Было жарко и душно, монотонное звяканье знахаркиных бубенцов нагоняло сон. Уже давно стало понятно, что без очереди пройти не получится, придется ждать. Роберт несколько раз порывался было уйти, но дочь стояла на своем – подождем. Часа через два тибетка подошла к ним, попросила Катю сесть – пульс надо было слушать в покое – и обхватила своими звенящими руками оба ее запястья. Просто подошла и взяла за руки. Прикрыла глаза и стала качать головой. Не потому, что было что-то не то, нет, просто так она входила в то состояние, когда слушала и вглядывалась в чужой организм, проникая вместе с толчками пульса в отдаленные его уголки и пытаясь разобраться в проблемах. Голова ее не переставая покачивалась, пока она перехватывала запястья то так, то эдак, и все мгновенно отражалось на ее полудетском лице – то она чуть хмурилась, то прислушивалась, то улыбалась чему-то своему, поняв наконец, что там внутри происходит.

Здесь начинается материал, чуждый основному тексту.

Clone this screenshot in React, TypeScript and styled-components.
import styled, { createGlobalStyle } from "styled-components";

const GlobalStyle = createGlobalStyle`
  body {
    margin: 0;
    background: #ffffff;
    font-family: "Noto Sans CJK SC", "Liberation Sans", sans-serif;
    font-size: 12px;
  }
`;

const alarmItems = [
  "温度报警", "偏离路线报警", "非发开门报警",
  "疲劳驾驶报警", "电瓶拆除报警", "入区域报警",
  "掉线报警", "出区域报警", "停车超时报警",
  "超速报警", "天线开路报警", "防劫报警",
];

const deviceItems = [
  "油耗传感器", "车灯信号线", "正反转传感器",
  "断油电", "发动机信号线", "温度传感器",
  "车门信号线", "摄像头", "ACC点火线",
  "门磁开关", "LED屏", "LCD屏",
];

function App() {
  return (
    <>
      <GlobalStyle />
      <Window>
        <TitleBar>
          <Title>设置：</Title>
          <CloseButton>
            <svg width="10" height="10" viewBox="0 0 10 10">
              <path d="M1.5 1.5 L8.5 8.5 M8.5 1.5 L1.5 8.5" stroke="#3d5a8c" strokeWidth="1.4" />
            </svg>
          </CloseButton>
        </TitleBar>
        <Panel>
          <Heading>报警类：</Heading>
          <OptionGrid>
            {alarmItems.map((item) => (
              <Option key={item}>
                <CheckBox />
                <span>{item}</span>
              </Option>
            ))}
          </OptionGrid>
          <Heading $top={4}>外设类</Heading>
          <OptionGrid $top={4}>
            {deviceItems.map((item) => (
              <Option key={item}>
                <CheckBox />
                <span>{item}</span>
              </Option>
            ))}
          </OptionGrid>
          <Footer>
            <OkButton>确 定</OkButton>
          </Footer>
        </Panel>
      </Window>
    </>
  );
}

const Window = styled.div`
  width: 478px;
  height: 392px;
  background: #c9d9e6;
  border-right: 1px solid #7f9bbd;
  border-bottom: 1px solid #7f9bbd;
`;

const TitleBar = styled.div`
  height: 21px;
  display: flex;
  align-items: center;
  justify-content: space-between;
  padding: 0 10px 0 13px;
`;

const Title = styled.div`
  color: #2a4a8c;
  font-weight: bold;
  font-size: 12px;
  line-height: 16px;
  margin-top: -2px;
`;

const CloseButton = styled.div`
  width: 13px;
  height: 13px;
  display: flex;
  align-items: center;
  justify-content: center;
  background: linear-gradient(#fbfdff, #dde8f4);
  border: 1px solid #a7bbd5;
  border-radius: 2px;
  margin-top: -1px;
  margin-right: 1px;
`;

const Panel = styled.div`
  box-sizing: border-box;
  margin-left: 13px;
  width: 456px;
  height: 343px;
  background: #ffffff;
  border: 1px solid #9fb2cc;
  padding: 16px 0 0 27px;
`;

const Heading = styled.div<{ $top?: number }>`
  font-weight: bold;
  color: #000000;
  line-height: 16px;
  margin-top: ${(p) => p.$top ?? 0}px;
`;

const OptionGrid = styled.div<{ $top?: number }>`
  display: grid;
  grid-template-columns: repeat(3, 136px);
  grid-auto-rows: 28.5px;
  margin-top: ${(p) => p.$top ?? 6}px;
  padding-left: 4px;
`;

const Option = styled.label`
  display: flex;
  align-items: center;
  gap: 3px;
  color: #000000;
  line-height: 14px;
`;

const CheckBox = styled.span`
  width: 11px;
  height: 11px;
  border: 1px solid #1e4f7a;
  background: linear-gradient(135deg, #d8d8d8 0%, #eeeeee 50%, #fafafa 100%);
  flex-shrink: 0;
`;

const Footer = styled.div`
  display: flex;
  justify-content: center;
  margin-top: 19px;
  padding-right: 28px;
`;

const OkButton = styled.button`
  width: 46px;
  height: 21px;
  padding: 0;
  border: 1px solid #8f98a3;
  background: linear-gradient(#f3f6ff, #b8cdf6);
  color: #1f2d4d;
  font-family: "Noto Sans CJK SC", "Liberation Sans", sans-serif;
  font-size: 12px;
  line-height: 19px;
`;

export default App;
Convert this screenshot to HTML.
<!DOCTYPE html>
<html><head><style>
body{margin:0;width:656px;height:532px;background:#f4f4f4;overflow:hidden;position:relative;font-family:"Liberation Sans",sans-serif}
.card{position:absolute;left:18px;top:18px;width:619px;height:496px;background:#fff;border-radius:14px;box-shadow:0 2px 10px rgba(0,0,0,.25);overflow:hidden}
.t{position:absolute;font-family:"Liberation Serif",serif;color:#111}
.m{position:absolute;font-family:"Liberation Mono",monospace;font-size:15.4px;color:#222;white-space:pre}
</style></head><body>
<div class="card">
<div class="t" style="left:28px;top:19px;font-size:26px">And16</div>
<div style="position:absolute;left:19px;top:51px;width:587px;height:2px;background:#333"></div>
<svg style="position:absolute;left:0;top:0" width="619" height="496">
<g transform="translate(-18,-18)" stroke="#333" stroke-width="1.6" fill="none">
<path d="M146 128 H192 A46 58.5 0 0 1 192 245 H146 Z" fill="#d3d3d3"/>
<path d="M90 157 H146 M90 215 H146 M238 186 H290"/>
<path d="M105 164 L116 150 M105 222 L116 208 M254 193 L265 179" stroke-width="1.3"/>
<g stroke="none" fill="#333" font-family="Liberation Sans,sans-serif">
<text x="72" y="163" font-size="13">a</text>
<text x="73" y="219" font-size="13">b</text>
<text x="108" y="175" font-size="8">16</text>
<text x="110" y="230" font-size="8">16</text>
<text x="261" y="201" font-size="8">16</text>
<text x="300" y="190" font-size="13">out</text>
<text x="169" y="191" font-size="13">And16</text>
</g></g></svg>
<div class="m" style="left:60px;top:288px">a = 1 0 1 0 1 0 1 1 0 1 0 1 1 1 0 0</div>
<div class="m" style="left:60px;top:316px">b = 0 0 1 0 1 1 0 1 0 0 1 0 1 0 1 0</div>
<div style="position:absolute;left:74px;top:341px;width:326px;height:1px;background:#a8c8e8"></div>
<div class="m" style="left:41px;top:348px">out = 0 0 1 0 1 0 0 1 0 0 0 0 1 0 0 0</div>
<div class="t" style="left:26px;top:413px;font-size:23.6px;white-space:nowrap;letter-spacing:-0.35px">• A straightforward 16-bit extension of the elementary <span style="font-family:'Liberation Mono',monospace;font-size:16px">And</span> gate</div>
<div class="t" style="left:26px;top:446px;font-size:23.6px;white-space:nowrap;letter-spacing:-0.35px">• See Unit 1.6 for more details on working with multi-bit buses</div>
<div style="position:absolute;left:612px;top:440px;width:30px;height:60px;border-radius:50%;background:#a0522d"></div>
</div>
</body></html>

– Я дам тебе четыре вида пилюль, – открыв глаза, произнесла она на приличном английском. – Ты будешь пить их месяц, потом придешь снова. Сначала надо решить проблему с желудком. – Она красноречиво похлопала себя по впалому животу, приговаривая: «Стамак, стамак». – А вторая проблема решится сама немного позже.

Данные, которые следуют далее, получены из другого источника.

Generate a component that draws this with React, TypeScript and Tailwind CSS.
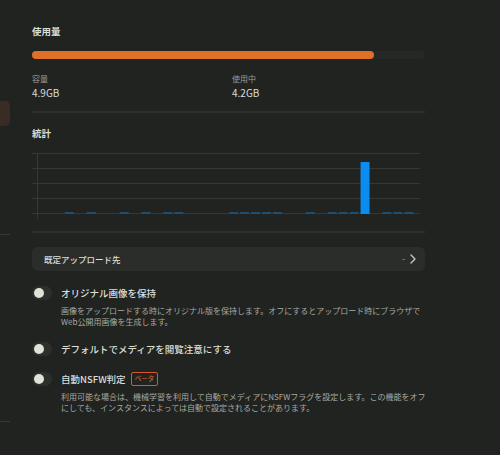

И все, и больше ни слова. И никаких объяснений. Она сказала что-то малышке, та убежала в дом. Пробыла там минут десять, вышла уже не одна, а со старой толстой бабушкой, тоже завернутой в километры сари. Девчушка принесла четыре увесистых пакетика с круглыми черными пилюлями, забрала деньги и снова убежала в дом. Из чего эти катышки были сделаны, никто и догадываться не смел, одному богу известно. Черные, блестящие, твердые, похожие на козьи какашки, они и пахли на самом деле не очень.
Настала очередь Роберта. К нему подбежала все та же девочка и, потянув за руку, повела в дом – такого крупного дядю лечить на улице, видимо, было невозможно. Катя, рассовав пилюли по карманам, пошла за ними. Люди в толпе почему-то одобрительно закивали головами. Девочка провела их в маленькую, милую и одновременно убогую комнатку, где стояли стол, крашеная табуретка, два низких кресла и довольно облезлая лежанка бывшего синего цвета, и снова убежала. Казалось, что у нее, как у Карлсона, был моторчик, который никогда не выключался и был даже слегка слышен.

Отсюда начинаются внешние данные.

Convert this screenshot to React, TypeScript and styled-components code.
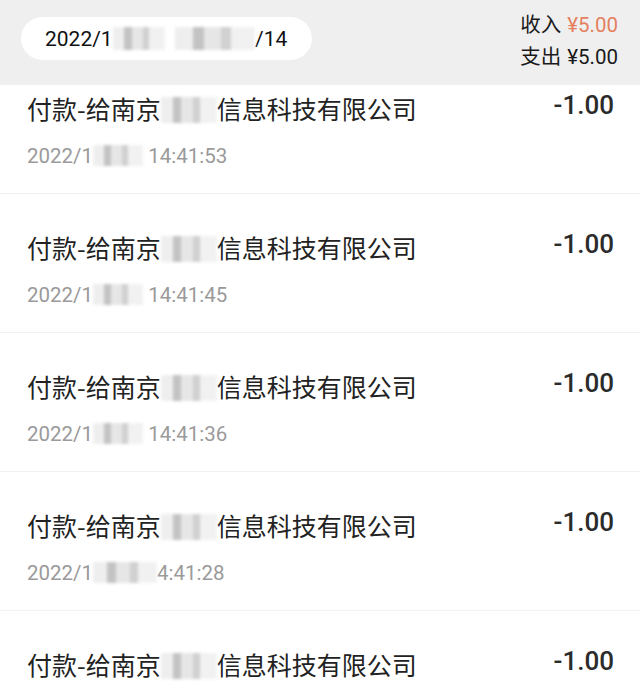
import React from 'react';
import styled, { createGlobalStyle } from 'styled-components';

const GlobalStyle = createGlobalStyle`
  html, body {
    margin: 0;
    padding: 0;
    background: #ffffff;
  }
  body {
    font-family: Roboto, "Noto Sans CJK SC", sans-serif;
    -webkit-font-smoothing: antialiased;
  }
`;

const Page = styled.div`
  width: 640px;
  height: 689px;
  overflow: hidden;
  background: #ffffff;
`;

const Header = styled.header`
  position: relative;
  z-index: 1;
  height: 85px;
  box-sizing: border-box;
  display: flex;
  align-items: flex-start;
  justify-content: space-between;
  padding: 9px 22px 0 21px;
  background: #efefef;
`;

const DatePill = styled.div`
  margin-top: 8px;
  width: 291px;
  height: 43px;
  box-sizing: border-box;
  display: flex;
  align-items: center;
  padding-left: 24px;
  border-radius: 22px;
  background: #ffffff;
  color: #111111;
  font-size: 21px;
  white-space: nowrap;
`;

const Totals = styled.div`
  display: flex;
  flex-direction: column;
  align-items: flex-end;
  font-size: 20.5px;
  line-height: 32px;
  color: #1a1a1a;
`;

const Money = styled.span<{ $accent?: boolean }>`
  margin-left: 6px;
  color: ${({ $accent }) => ($accent ? '#e5805f' : '#1a1a1a')};
`;

const Redact = styled.span<{ $w: number }>`
  display: inline-block;
  width: ${({ $w }) => $w}px;
  height: 1.05em;
  vertical-align: -0.15em;
  background: linear-gradient(
    90deg,
    #ececec 0 22%,
    #b9b9b9 22% 36%,
    #e2e2e2 36% 58%,
    #c9c9c9 58% 70%,
    #efefef 70%
  );
  filter: blur(1.6px);
  opacity: 0.85;
`;

const List = styled.ul`
  list-style: none;
  margin: -30px 0 0;
  padding: 0;
`;

const Row = styled.li`
  display: flex;
  align-items: flex-start;
  justify-content: space-between;
  height: 101px;
  padding: 37px 26px 0 27px;
  border-bottom: 1px solid #f2f2f2;
`;

const Info = styled.div`
  display: flex;
  flex-direction: column;
  gap: 18px;
`;

const Title = styled.p`
  margin: 0;
  font-family: "Noto Sans CJK SC", Roboto, sans-serif;
  font-size: 25px;
  line-height: 32px;
  color: #222222;
  white-space: nowrap;
`;

const Time = styled.p`
  margin: 0;
  font-size: 20.5px;
  line-height: 28px;
  color: #9a9a9a;
  white-space: nowrap;
`;

const Amount = styled.span`
  margin-top: -3px;
  font-size: 26px;
  line-height: 32px;
  font-weight: 500;
  color: #2b2b2b;
`;

interface Record {
  head: string;
  tail: string;
  cut: number;
}

const records: Record[] = [
  { head: '2022/1', tail: ' 14:41:53', cut: 50 },
  { head: '2022/1', tail: ' 14:41:45', cut: 50 },
  { head: '2022/1', tail: ' 14:41:36', cut: 50 },
  { head: '2022/1', tail: '4:41:28', cut: 64 },
  { head: '2022/1', tail: ' 14:41:20', cut: 50 },
];

export default function App() {
  return (
    <Page>
      <GlobalStyle />
      <Header>
        <DatePill>
          2022/1
          <Redact $w={52} />
          &nbsp;&nbsp;
          <Redact $w={80} />
          /14
        </DatePill>
        <Totals>
          <div>
            收入<Money $accent>¥5.00</Money>
          </div>
          <div>
            支出<Money>¥5.00</Money>
          </div>
        </Totals>
      </Header>
      <List>
        {records.map(({ head, tail, cut }, i) => (
          <Row key={i}>
            <Info>
              <Title>
                付款-给南京
                <Redact $w={56} />
                信息科技有限公司
              </Title>
              <Time>
                {head}
                <Redact $w={cut} />
                {tail}
              </Time>
            </Info>
            <Amount>-1.00</Amount>
          </Row>
        ))}
      </List>
    </Page>
  );
}
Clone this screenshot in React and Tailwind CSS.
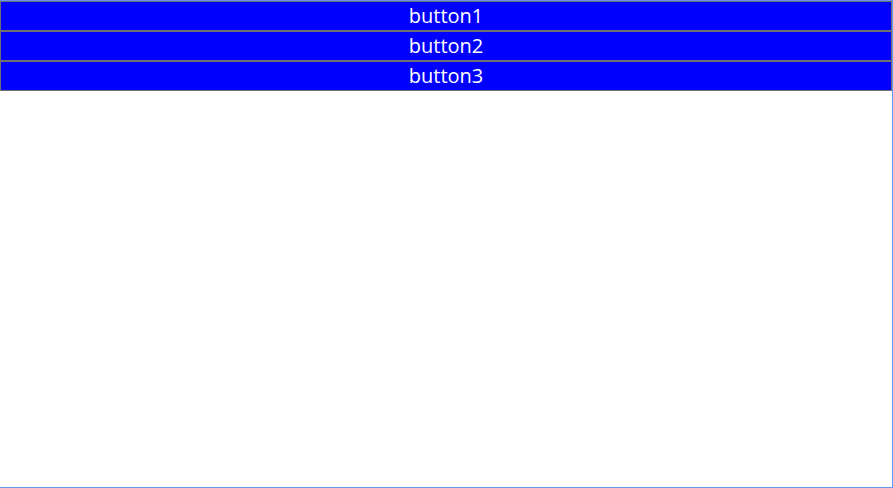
export default function App() {
  const buttons = ["button1", "button2", "button3"];

  return (
    <div className="w-[893px] h-[488px] bg-white border-t border-r border-b border-[#6495ed] flex flex-col" style={{ fontFamily: '"Open Sans", "Noto Sans", sans-serif' }}>
      {buttons.map((label) => (
        <button
          key={label}
          className="w-full h-[30px] shrink-0 bg-[#0000ff] border border-[#707070] text-white text-[20px] font-medium leading-none flex items-center justify-center"
        >
          {label}
        </button>
      ))}
    </div>
  );
}
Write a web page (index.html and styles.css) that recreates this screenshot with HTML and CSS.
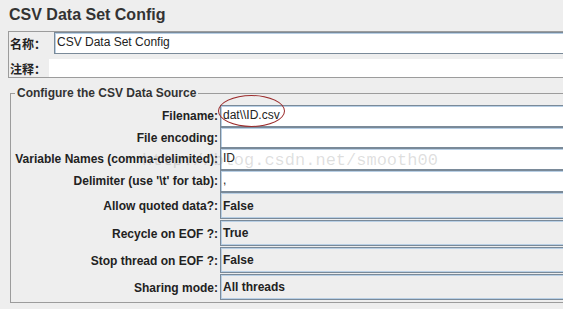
FILE: index.html
```html
<!doctype html>
<html lang="zh">
  <head>
    <meta charset="UTF-8" />
    <title>CSV Data Set Config</title>
    <link rel="stylesheet" href="styles.css">
  </head>
  <body>
    <div class="page">
      <h1 class="title">CSV Data Set Config</h1>

      <div class="name-panel">
        <div class="name-row">
          <span class="name-label">名称：</span>
          <div class="text-field">CSV Data Set Config</div>
        </div>
        <div class="comment-row">
          <span class="name-label">注释：</span>
          <div class="comment-field"></div>
        </div>
      </div>

      <fieldset class="source">
        <legend>Configure the CSV Data Source</legend>
        <div class="form-grid">
          <label>Filename:</label>
          <div class="text-field">dat\\ID.csv</div>
          <label>File encoding:</label>
          <div class="text-field"></div>
          <label>Variable Names (comma-delimited):</label>
          <div class="text-field">ID</div>
          <label>Delimiter (use '\t' for tab):</label>
          <div class="text-field">,</div>
          <label>Allow quoted data?:</label>
          <div class="combo">False</div>
          <label>Recycle on EOF ?:</label>
          <div class="combo">True</div>
          <label>Stop thread on EOF ?:</label>
          <div class="combo">False</div>
          <label>Sharing mode:</label>
          <div class="combo">All threads</div>
        </div>
      </fieldset>

      <!-- annotations drawn over the screenshot -->
      <div class="highlight"></div>
      <div class="watermark">http://blog.csdn.net/smooth00</div>
    </div>
  </body>
</html>
```
FILE: styles.css
```css
* {
  box-sizing: border-box;
}

body {
  margin: 0;
  background: #eeeeee;
  color: #222;
  font-family: "Liberation Sans", Arial, "Noto Sans CJK SC", sans-serif;
  font-size: 12px;
  overflow: hidden;
}

.page {
  position: relative;
  width: 720px;
  height: 309px;
}

.title {
  margin: 0;
  height: 31px;
  padding: 6px 0 0 9px;
  font-size: 16px;
  line-height: 18px;
  font-weight: bold;
  color: #333;
}

.name-panel {
  margin-left: 8px;
  border: 1px solid #9c9c9c;
  border-right: none;
  padding-left: 1px;
}

.name-row,
.comment-row {
  display: flex;
  align-items: center;
}

.name-row {
  height: 22px;
}

.comment-row {
  height: 18px;
  margin-top: 5px;
}

.name-label {
  width: 44px;
  font-weight: bold;
}

.comment-row .name-label {
  width: 39px;
}

.comment-field {
  flex: 1;
  height: 18px;
  background: #fff;
}

.text-field {
  flex: 1;
  height: 100%;
  background: #fff;
  border: 1px solid #7a8a99;
  box-shadow: inset 1px 1px 0 #b8cfe5;
  padding-left: 2px;
  line-height: 19px;
  white-space: nowrap;
}

.source {
  margin: 8px 0 0 10px;
  padding: 5px 0 1px 0;
  border: 1px solid #9c9c9c;
  border-right: none;
  min-width: 0;
}

.source legend {
  margin-left: 4px;
  padding: 0 2px;
  font-weight: bold;
  line-height: 14px;
  color: #333;
}

.form-grid {
  display: grid;
  grid-template-columns: 208px 1fr;
  grid-template-rows: 22px 21px 22px 22px 28px 27px 27px 27px;
  column-gap: 1px;
}

.form-grid label {
  align-self: center;
  text-align: right;
  font-weight: bold;
  padding-right: 1px;
  white-space: nowrap;
}

.combo {
  margin-bottom: 1px;
  background: #eeeeee;
  border: 1px solid #7a8a99;
  box-shadow: inset 1px 1px 0 #b8cfe5, inset -1px -1px 0 #b8cfe5;
  padding-left: 2px;
  display: flex;
  align-items: center;
  font-weight: bold;
}

.highlight {
  position: absolute;
  left: 218px;
  top: 95px;
  width: 67px;
  height: 32px;
  border: 1px solid #9b2b2b;
  border-radius: 50%;
}

.watermark {
  position: absolute;
  left: 142px;
  top: 151px;
  font-family: "Liberation Mono", "DejaVu Sans Mono", monospace;
  font-size: 17px;
  color: rgba(140, 140, 140, 0.28);
  white-space: nowrap;
}
```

Роберт сразу сел в кресло, побоявшись выпрямиться во весь рост – комнатенка была довольно миниатюрной и потолок почти касался его головы. Над столом висела внушительная картина с лазурным Буддой в позе лотоса, именно так здесь изображали покровителя врачей. Из-за двери, откуда-то из глубины дома, слышалась нежная китайская или тибетская музыка – перезвон уже привычных колокольчиков и гулкие удары экзотических инструментов.
Скрипуче открылась дверь, и в комнату вошла девушка в джинсах.
– Намасте, – приложила она сомкнутые ладони к груди и слегка поклонилась.
– Намасте, – ответил Роберт вполне впопад.
– Врач – это вы? – попыталась догадаться Катя. – Или будет кто-то другой?
Девушка мягко улыбнулась, поправила длинные прямые волосы, и ее раскосые глаза весело блеснули.
– Меня зовут Донир. Разве я совсем не похожа на врача? Вы ведь, джи, пришли на прием ко мне, а не к маме, это же о вас говорил Шарма? – спросила она вконец ошарашенную Катю.
– Да, простите, я как-то растерялась, вернее, совсем не ожидала увидеть такого молодого доктора… – стала мямлить Катя, но замолчала, боясь чем-то обидеть девушку.
– Ничего, стаж учебы и работы у меня большой – двадцать лет, я с пяти лет ежедневно сидела около мамы, когда она принимала больных. А сейчас она большую часть времени живет в горах, сюда уже приезжает редко, раз или два в год, хотя у нее много своих больных. Всех в ее отсутствие я принимаю сама. Она побудет тут еще месяц. Давайте присаживайтесь, пожалуйста, сюда, – закончив с объяснениями, показала она на табуретку напротив.
– А вы ставите диагноз тоже безо всяких анализов и общего осмотра? – вопросов у Кати накопилось много. – Или это секрет?